PROVIDED RECORDS:
= = = =
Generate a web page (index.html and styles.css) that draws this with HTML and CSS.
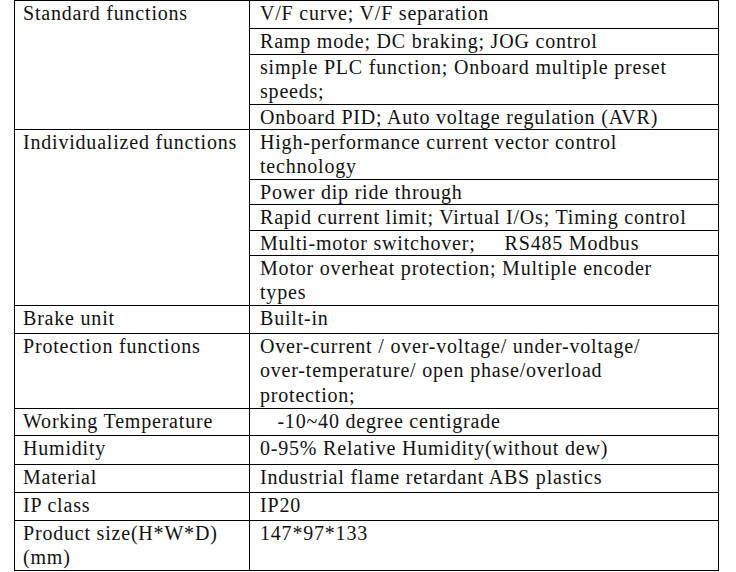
= = = =
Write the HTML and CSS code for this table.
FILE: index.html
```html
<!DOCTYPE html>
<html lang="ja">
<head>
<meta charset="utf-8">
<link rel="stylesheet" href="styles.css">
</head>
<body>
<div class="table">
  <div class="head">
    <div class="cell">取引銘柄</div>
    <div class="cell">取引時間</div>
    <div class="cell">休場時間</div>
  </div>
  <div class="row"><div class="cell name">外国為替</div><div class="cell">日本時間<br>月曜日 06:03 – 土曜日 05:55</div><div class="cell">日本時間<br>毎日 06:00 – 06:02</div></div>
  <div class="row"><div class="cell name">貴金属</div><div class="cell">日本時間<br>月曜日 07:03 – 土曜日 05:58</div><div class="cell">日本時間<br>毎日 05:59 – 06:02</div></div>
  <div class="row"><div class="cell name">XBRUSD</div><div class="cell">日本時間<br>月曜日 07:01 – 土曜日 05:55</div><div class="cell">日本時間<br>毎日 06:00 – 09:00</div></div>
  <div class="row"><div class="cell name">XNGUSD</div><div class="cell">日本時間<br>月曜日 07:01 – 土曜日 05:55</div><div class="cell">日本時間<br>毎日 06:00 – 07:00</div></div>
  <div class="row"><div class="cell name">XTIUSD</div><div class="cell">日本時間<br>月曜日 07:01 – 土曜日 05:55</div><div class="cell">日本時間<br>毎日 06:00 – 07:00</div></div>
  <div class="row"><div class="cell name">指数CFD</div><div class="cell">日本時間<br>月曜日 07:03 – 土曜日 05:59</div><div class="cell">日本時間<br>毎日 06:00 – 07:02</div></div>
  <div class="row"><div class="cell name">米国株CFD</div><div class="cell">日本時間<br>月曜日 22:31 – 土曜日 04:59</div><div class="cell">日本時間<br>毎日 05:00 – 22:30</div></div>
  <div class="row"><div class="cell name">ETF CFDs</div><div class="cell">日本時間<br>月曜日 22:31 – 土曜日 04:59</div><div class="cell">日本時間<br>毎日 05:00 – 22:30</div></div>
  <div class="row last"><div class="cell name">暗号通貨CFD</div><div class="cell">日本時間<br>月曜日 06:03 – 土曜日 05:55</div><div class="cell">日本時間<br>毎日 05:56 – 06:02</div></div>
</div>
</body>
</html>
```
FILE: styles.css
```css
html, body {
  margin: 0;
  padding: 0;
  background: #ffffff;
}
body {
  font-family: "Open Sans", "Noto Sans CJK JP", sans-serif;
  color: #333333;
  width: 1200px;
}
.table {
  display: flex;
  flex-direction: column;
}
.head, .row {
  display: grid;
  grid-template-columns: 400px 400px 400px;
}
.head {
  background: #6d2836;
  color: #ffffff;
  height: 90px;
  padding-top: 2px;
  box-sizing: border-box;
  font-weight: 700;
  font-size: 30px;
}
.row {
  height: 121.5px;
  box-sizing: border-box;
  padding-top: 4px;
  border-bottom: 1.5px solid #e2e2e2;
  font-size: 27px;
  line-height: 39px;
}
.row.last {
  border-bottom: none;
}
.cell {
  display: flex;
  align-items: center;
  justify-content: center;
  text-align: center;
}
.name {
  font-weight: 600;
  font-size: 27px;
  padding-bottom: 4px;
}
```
= = = =
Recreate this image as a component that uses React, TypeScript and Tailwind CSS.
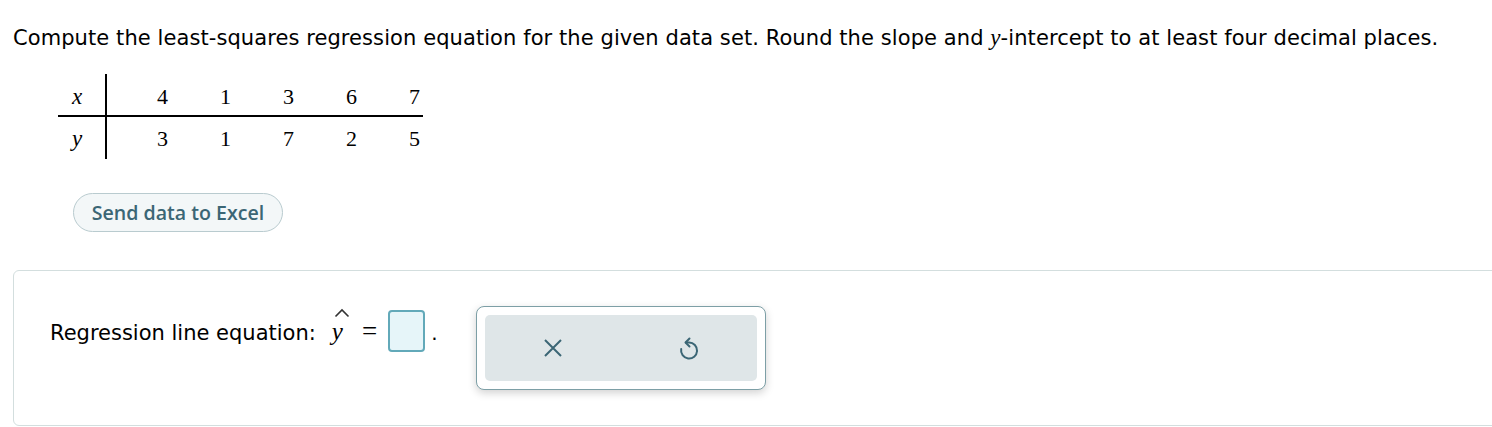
= = = =
EXERCISE: Show, from the listing above, each line that contains the word "table".

COMPLETE RESPONSE:
Write the HTML and CSS code for this table.
<div class="table">
.table {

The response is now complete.